A final factor that is also key to consider is that it must be unconscionable to deny the promise or appropriate compensation. Kendall’s documentary evidence might help his case here, but this factor follows from whether either of them truly suffered any detriment. Since this permeates through each of the three elements, we may leave this to each viewer’s interpretation. The moral conundrum of how much more wealth and power one needs is at the very heart of the show.
Both children have strengths and weaknesses in their claims and ultimately every case will be judged on its individual facts. One thing that was made clear in the Supreme Court’s decision in the proprietary estoppel benchmark case of Guest v Guest  UKSC 27 is that there will be some degree of flexibility when granting equitable relief, either to enforce the promise or provide a remedy in some other way. An appropriate remedy will centre around fulfilling the reasonable expectation of Shiv or Kendall, unless that remedy would be “out of all proportion to the detriment” suffered. A claim in proprietary estoppel will aim to hold the promisor accountable to their promise - but whether it is too late to prevent or undo any unconscionable conduct of Logan remains to be seen until the final episode.

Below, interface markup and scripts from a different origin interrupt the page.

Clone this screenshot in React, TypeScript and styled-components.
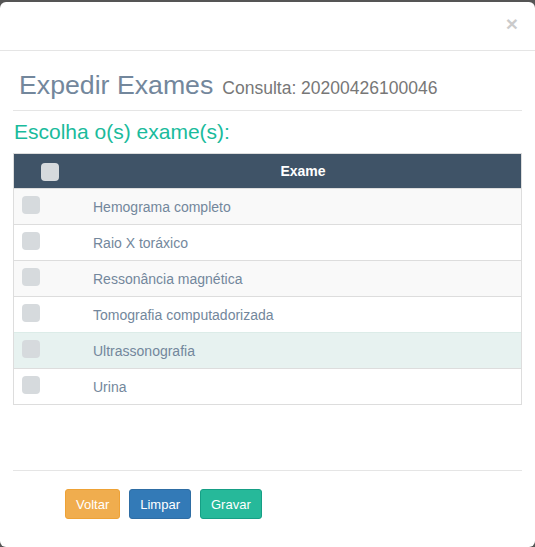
import React from "react";
import styled, { createGlobalStyle } from "styled-components";

const GlobalStyle = createGlobalStyle`
  html, body {
    margin: 0;
    padding: 0;
    background: #555555;
  }
  body {
    font-family: "Liberation Sans", Arial, sans-serif;
    font-size: 14px;
    color: #73879c;
  }
  * { box-sizing: border-box; }
`;

const Modal = styled.div`
  margin-top: 2px;
  width: 535px;
  height: 545px;
  background: #ffffff;
  border-radius: 6px;
  display: flex;
  flex-direction: column;
  overflow: hidden;
`;

const Header = styled.div`
  height: 49px;
  border-bottom: 1px solid #e5e5e5;
  display: flex;
  justify-content: flex-end;
  align-items: flex-start;
  padding: 11px 17px 0 0;
`;

const Close = styled.button`
  border: 0;
  background: transparent;
  padding: 0;
  font-family: "Liberation Sans", Arial, sans-serif;
  font-size: 21px;
  font-weight: bold;
  line-height: 1;
  color: #000;
  opacity: 0.2;
  cursor: pointer;
`;

const Body = styled.div`
  padding: 0 13px;
  display: flex;
  flex-direction: column;
  flex: 1;
`;

const TitleRow = styled.div`
  padding: 19px 0 10px 6px;
  border-bottom: 1px solid #e5e5e5;
  display: flex;
  align-items: baseline;
`;

const Title = styled.h3`
  margin: 0;
  font-size: 26.7px;
  line-height: 30px;
  font-weight: 400;
  color: #73879c;
`;

const Sub = styled.span`
  margin-left: 9px;
  font-size: 17.5px;
  color: #777777;
`;

const Choose = styled.h4`
  margin: 9px 0 9px 1px;
  font-size: 21px;
  line-height: 24px;
  font-weight: 400;
  color: #1abb9c;
`;

const Table = styled.div`
  border: 1px solid #dddddd;
  display: flex;
  flex-direction: column;
`;

const HeadRow = styled.div`
  height: 34px;
  display: grid;
  grid-template-columns: 71px 1fr;
  align-items: center;
  background: #3f5367;
  color: #ffffff;
  font-weight: bold;
  font-size: 14px;
`;

const HeadCheckCell = styled.div`
  display: flex;
  justify-content: center;
  padding-top: 2px;
`;

const HeadLabel = styled.div`
  text-align: center;
`;

const Row = styled.div<{ $striped: boolean; $hover?: boolean }>`
  height: 36px;
  border-top: 1px solid ${(p) => (p.$hover ? "#dcece8" : "#dddddd")};
  display: grid;
  grid-template-columns: 71px 1fr;
  align-items: center;
  background: ${(p) => (p.$hover ? "#e7f2f0" : p.$striped ? "#f9f9f9" : "#ffffff")};
`;

const CheckCell = styled.div`
  padding-left: 8px;
  display: flex;
  padding-bottom: 3px;
`;

const Check = styled.span`
  display: inline-block;
  width: 18px;
  height: 18px;
  border-radius: 4px;
  background: #d6dadd;
`;

const NameCell = styled.div`
  padding-left: 8px;
  color: #73879c;
  font-size: 14px;
`;

const Spacer = styled.div`
  flex: 1;
`;

const Footer = styled.div`
  border-top: 1px solid #e5e5e5;
  height: 77px;
  padding: 18px 0 0 52px;
  display: flex;
  align-items: flex-start;
  gap: 9px;
`;

const Btn = styled.button<{ $bg: string; $border: string }>`
  height: 30px;
  padding: 0 10px;
  border-radius: 3px;
  border: 1px solid ${(p) => p.$border};
  background: ${(p) => p.$bg};
  color: #ffffff;
  font-family: "Liberation Sans", Arial, sans-serif;
  font-size: 13px;
  cursor: pointer;
`;

const exames = [
  "Hemograma completo",
  "Raio X toráxico",
  "Ressonância magnética",
  "Tomografia computadorizada",
  "Ultrassonografia",
  "Urina",
];

export default function App() {
  return (
    <>
      <GlobalStyle />
      <Modal>
        <Header>
          <Close aria-label="Fechar">×</Close>
        </Header>
        <Body>
          <TitleRow>
            <Title>Expedir Exames</Title>
            <Sub>Consulta: 20200426100046</Sub>
          </TitleRow>
          <Choose>Escolha o(s) exame(s):</Choose>
          <Table>
            <HeadRow>
              <HeadCheckCell>
                <Check />
              </HeadCheckCell>
              <HeadLabel>Exame</HeadLabel>
            </HeadRow>
            {exames.map((e, i) => (
              <Row key={e} $striped={i % 2 === 0} $hover={i === 4}>
                <CheckCell>
                  <Check />
                </CheckCell>
                <NameCell>{e}</NameCell>
              </Row>
            ))}
          </Table>
          <Spacer />
          <Footer>
            <Btn $bg="#f0ad4e" $border="#eea236">Voltar</Btn>
            <Btn $bg="#337ab7" $border="#2e6da4">Limpar</Btn>
            <Btn $bg="#26b99a" $border="#169f85">Gravar</Btn>
          </Footer>
        </Body>
      </Modal>
    </>
  );
}
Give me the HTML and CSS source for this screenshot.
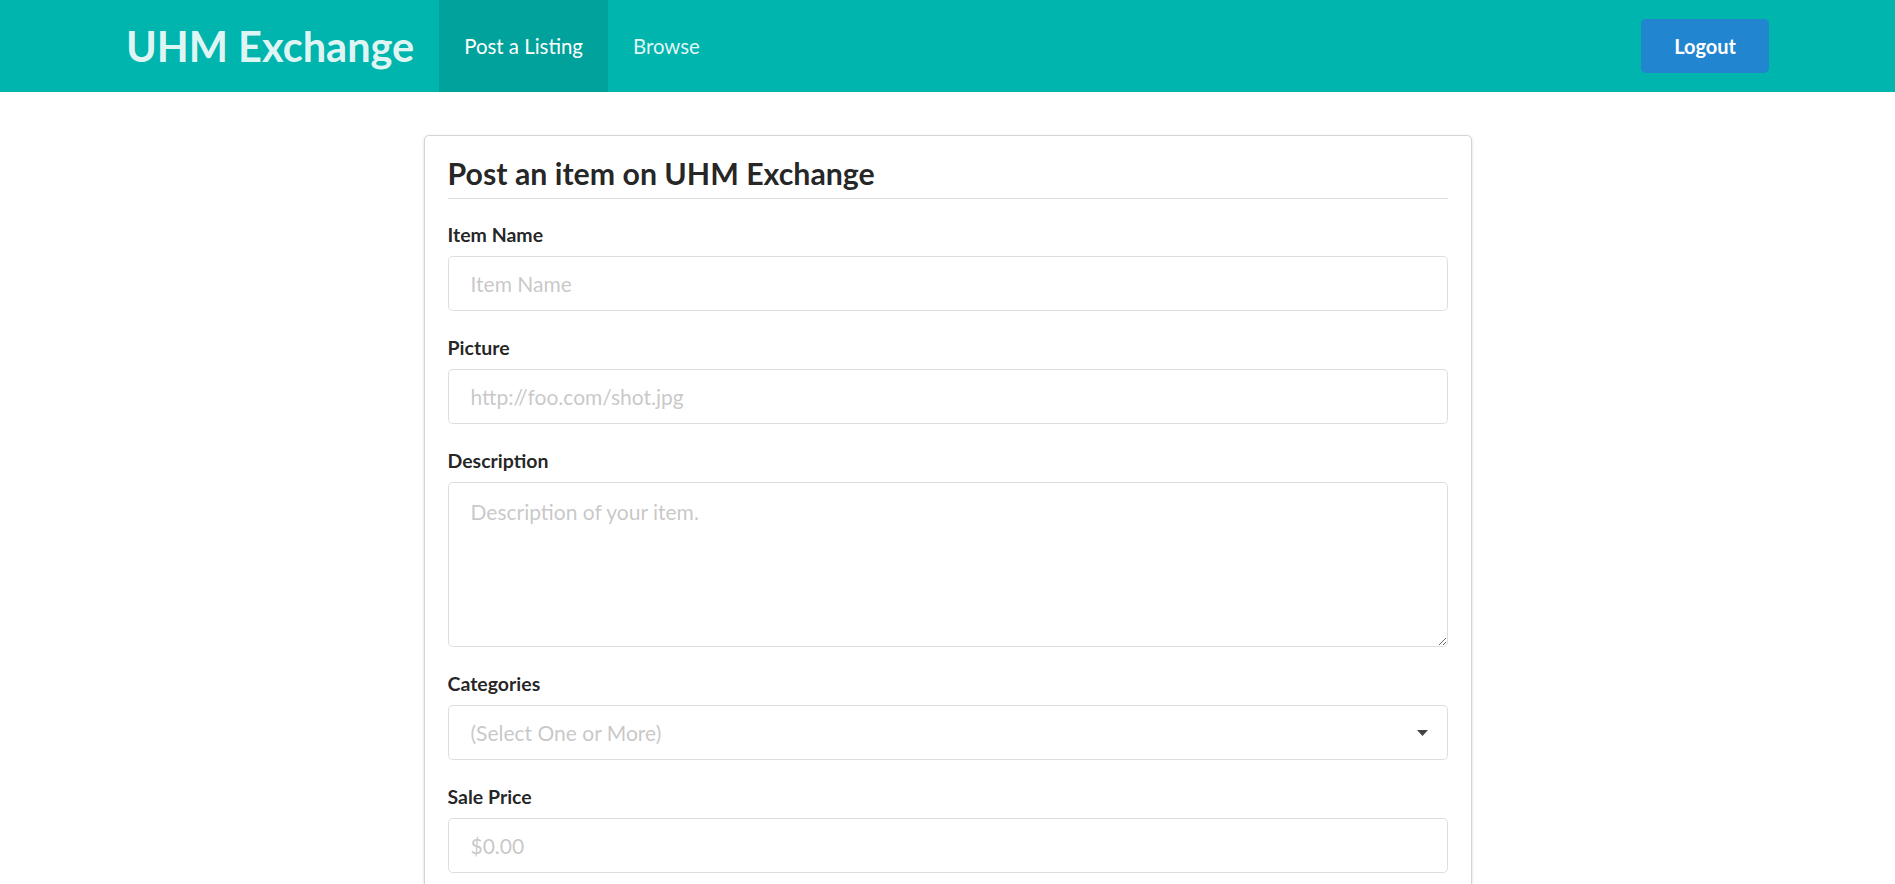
FILE: index.html
```html
<!DOCTYPE html>
<html lang="en">
<head>
<meta charset="utf-8">
<title>UHM Exchange - Post a Listing</title>
<link rel="stylesheet" href="styles.css">
</head>
<body>
<nav class="topbar">
  <a class="item brand" href="#">UHM Exchange</a>
  <a class="item active" href="#">Post a Listing</a>
  <a class="item" href="#">Browse</a>
  <div class="right">
    <button class="logout" type="button">Logout</button>
  </div>
</nav>

<main class="page">
  <section class="card">
    <h2 class="card-title">Post an item on UHM Exchange</h2>
    <form class="form">
      <div class="field">
        <label class="label" for="name">Item Name</label>
        <input class="input" id="name" type="text" placeholder="Item Name">
      </div>
      <div class="field">
        <label class="label" for="pic">Picture</label>
        <input class="input" id="pic" type="text" placeholder="http://foo.com/shot.jpg">
      </div>
      <div class="field">
        <label class="label" for="desc">Description</label>
        <textarea class="input textarea" id="desc" placeholder="Description of your item."></textarea>
      </div>
      <div class="field">
        <label class="label">Categories</label>
        <div class="input dropdown">
          <span class="placeholder">(Select One or More)</span>
          <svg class="caret" width="11" height="6" viewBox="0 0 11 6"><path d="M0 0h11L5.5 6z" fill="#444"/></svg>
        </div>
      </div>
      <div class="field">
        <label class="label" for="price">Sale Price</label>
        <input class="input" id="price" type="text" placeholder="$0.00">
      </div>
    </form>
  </section>
</main>
</body>
</html>
```

FILE: styles.css
```css
* { box-sizing: border-box; }

html, body {
  margin: 0;
  padding: 0;
  background: #ffffff;
  font-family: Lato, "Open Sans", "Liberation Sans", sans-serif;
  color: rgba(0, 0, 0, 0.87);
}

.topbar {
  display: flex;
  align-items: stretch;
  height: 92px;
  padding: 0 126px 0 101px;
  background: #00b5ad;
}

.item {
  display: flex;
  align-items: center;
  padding: 0 25px;
  color: rgba(255, 255, 255, 0.9);
  text-decoration: none;
  font-size: 20.4px;
  font-weight: 400;
}

.brand {
  font-size: 41.5px;
  font-weight: 700;
  letter-spacing: 0;
}

.item.active {
  background: rgba(0, 0, 0, 0.1);
  color: #ffffff;
}

.right {
  margin-left: auto;
  display: flex;
  align-items: center;
}

.logout {
  height: 54px;
  padding: 0 33px;
  border: none;
  border-radius: 5px;
  background: #2185d0;
  color: #ffffff;
  font-family: Lato, "Open Sans", "Liberation Sans", sans-serif;
  font-size: 20px;
  font-weight: 700;
  cursor: pointer;
}

.page {
  padding-top: 43px;
}

.card {
  width: 1048px;
  margin: 0 auto;
  padding: 19px 23px 24px;
  border: 1px solid #d4d4d5;
  border-radius: 5px;
  box-shadow: 0 1px 3px 0 rgba(34, 36, 38, 0.18);
  background: #ffffff;
}

.card-title {
  margin: 0;
  padding-bottom: 7px;
  border-bottom: 1px solid rgba(34, 36, 38, 0.15);
  font-size: 30.3px;
  line-height: 36px;
  font-weight: 700;
  color: rgba(0, 0, 0, 0.87);
}

.form {
  display: flex;
  flex-direction: column;
  gap: 25px;
  padding-top: 24px;
}

.field {
  display: flex;
  flex-direction: column;
}

.label {
  margin-bottom: 9px;
  font-size: 19.5px;
  line-height: 24px;
  font-weight: 700;
  color: rgba(0, 0, 0, 0.87);
}

.input {
  display: block;
  width: 100%;
  height: 55px;
  margin: 0;
  padding: 0 22px;
  border: 1px solid rgba(34, 36, 38, 0.15);
  border-radius: 5px;
  background: #ffffff;
  font-family: Lato, "Open Sans", "Liberation Sans", sans-serif;
  font-size: 21px;
  color: rgba(0, 0, 0, 0.87);
  outline: none;
}

.input::placeholder {
  color: rgba(191, 191, 191, 0.87);
}

.textarea {
  height: 165px;
  padding: 15px 22px;
  line-height: 27px;
  resize: vertical;
}

.dropdown {
  display: flex;
  align-items: center;
  justify-content: space-between;
  padding-right: 19px;
}

.placeholder {
  color: rgba(191, 191, 191, 0.87);
}

.caret {
  display: block;
}
```
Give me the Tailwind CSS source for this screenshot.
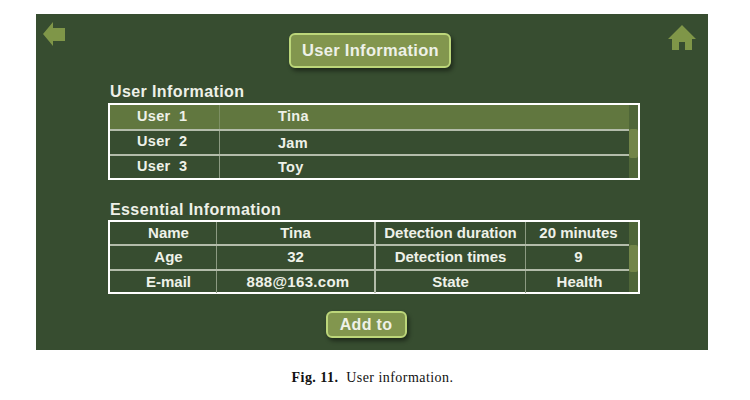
<!DOCTYPE html>
<html lang="en">
<head>
  <meta charset="UTF-8" />
  <title>User information</title>
  <script src="https://cdn.jsdelivr.net/npm/@tailwindcss/browser@4"></script>
</head>
<body class="bg-white w-[750px] h-[400px] overflow-hidden font-['Liberation_Sans',sans-serif]">

  <div class="ml-[36px] mt-[14px] w-[672px] h-[336px] bg-[#374d30] relative pt-[19px] text-[#eef1e8] font-bold">
    <!-- back -->
    <svg class="absolute left-[7px] top-[8px] w-[22px] h-[24px]" viewBox="0 0 22 24"><path d="M0 12 L10 0 V6 H22 V19 H10 V24 Z" fill="#7f9648"/></svg>
    <!-- home -->
    <svg class="absolute left-[632px] top-[11px] w-[28px] h-[25px]" viewBox="0 0 28 25"><path d="M14 0 L28 14 H24 V25 H17 V17 H11 V25 H4 V14 H0 Z" fill="#7f9648"/></svg>

    <div class="flex justify-center">
      <div class="w-[162px] h-[35px] ml-[-4px] pl-[1px] flex items-center justify-center rounded-[6px] border-2 border-[#bcd67a] bg-[#82964e] text-[16.5px] tracking-[0.3px] shadow-[2px_3px_4px_rgba(0,0,0,0.45)]">User Information</div>
    </div>

    <div class="ml-[72px] w-[532px]">
      <h2 class="text-[16px] tracking-[0.4px] leading-[18px] mt-[15px] ml-[2px] h-[20px]">User Information</h2>
      <div class="relative border-2 border-white h-[77px] text-[14.5px] tracking-[0.3px]">
        <div class="flex h-[26px] bg-[#61773f] border-b-2 border-[#b3bcaa] mr-[9px]">
          <div class="w-[110px] border-r border-[#7d8f63] pl-[27px] leading-[22px]">User&nbsp; 1</div>
          <div class="pl-[58px] leading-[22px]">Tina</div>
        </div>
        <div class="flex h-[25px] border-b-2 border-[#b3bcaa] mr-[9px]">
          <div class="w-[110px] border-r border-[#8c9a82] pl-[27px] leading-[21px]">User&nbsp; 2</div>
          <div class="pl-[58px] leading-[24px]">Jam</div>
        </div>
        <div class="flex h-[22px] mr-[9px]">
          <div class="w-[110px] border-r border-[#8c9a82] pl-[27px] leading-[21px]">User&nbsp; 3</div>
          <div class="pl-[58px] leading-[23px]">Toy</div>
        </div>
        <!-- scrollbar -->
        <div class="absolute right-0 top-0 bottom-0 w-[9px] bg-[#4f6638]">
          <div class="mt-[24px] h-[29px] rounded-[2px] bg-[#728548]"></div>
        </div>
      </div>

      <h2 class="text-[16px] tracking-[0.4px] leading-[18px] mt-[21px] ml-[2px] h-[19px]">Essential Information</h2>
      <div class="relative border-2 border-white h-[74px] text-[15px] text-center">
        <div class="grid grid-cols-[107px_159px_150px_103px] h-[24px] border-b-2 border-[#b3bcaa] mr-[9px] leading-[22px]">
          <div class="border-r border-[#8c9a82] pl-[11px]">Name</div>
          <div class="border-r-2 border-[#b3bcaa]">Tina</div>
          <div class="border-r border-[#8c9a82]">Detection duration</div>
          <div class="pl-[2px]">20 minutes</div>
        </div>
        <div class="grid grid-cols-[107px_159px_150px_103px] h-[25px] border-b-2 border-[#b3bcaa] mr-[9px] leading-[22px]">
          <div class="border-r border-[#8c9a82] pl-[11px]">Age</div>
          <div class="border-r-2 border-[#b3bcaa]">32</div>
          <div class="border-r border-[#8c9a82]">Detection times</div>
          <div class="pl-[2px]">9</div>
        </div>
        <div class="grid grid-cols-[107px_159px_150px_103px] h-[21px] mr-[9px] leading-[22px]">
          <div class="border-r border-[#8c9a82] pl-[11px]">E-mail</div>
          <div class="border-r-2 border-[#b3bcaa] tracking-[0.3px] pl-[5px]">888@163.com</div>
          <div class="border-r border-[#8c9a82]">State</div>
          <div class="pl-[4px]">Health</div>
        </div>
        <div class="absolute right-0 top-0 bottom-0 w-[9px] bg-[#4f6638]">
          <div class="mt-[23px] h-[27px] rounded-[2px] bg-[#728548]"></div>
        </div>
      </div>
    </div>

    <div class="flex justify-center mt-[17px]">
      <div class="w-[81px] h-[27px] ml-[-12px] flex items-center justify-center rounded-[6px] border-2 border-[#bcd67a] bg-[#82964e] text-[16px] tracking-[0.3px] shadow-[2px_3px_4px_rgba(0,0,0,0.45)]">Add to</div>
    </div>
  </div>

  <p class="mt-[19px] pr-[5px] text-center text-[14px] leading-[18px] text-[#111] font-['Liberation_Serif',serif] tracking-[0.45px]"><b>Fig. 11.</b>&nbsp; User information.</p>
</body>
</html>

We have seen throughout Succession how many of the characters have been motivated by the struggle for power. This has not only provided compelling entertainment but has been an (extreme) example of how inter-family dynamics can impact the passing of wealth down to the next generation. The fact that many of the characters we have reviewed may seem cheated at times, only highlights the importance of thorough succession planning for high-net worth individuals with diverse assets and complex estates. One thing that is clear - should things go wrong, there are various legal options that can be explored to provide claimants with an equitable outcome (and lots of interesting opportunities for their lawyers).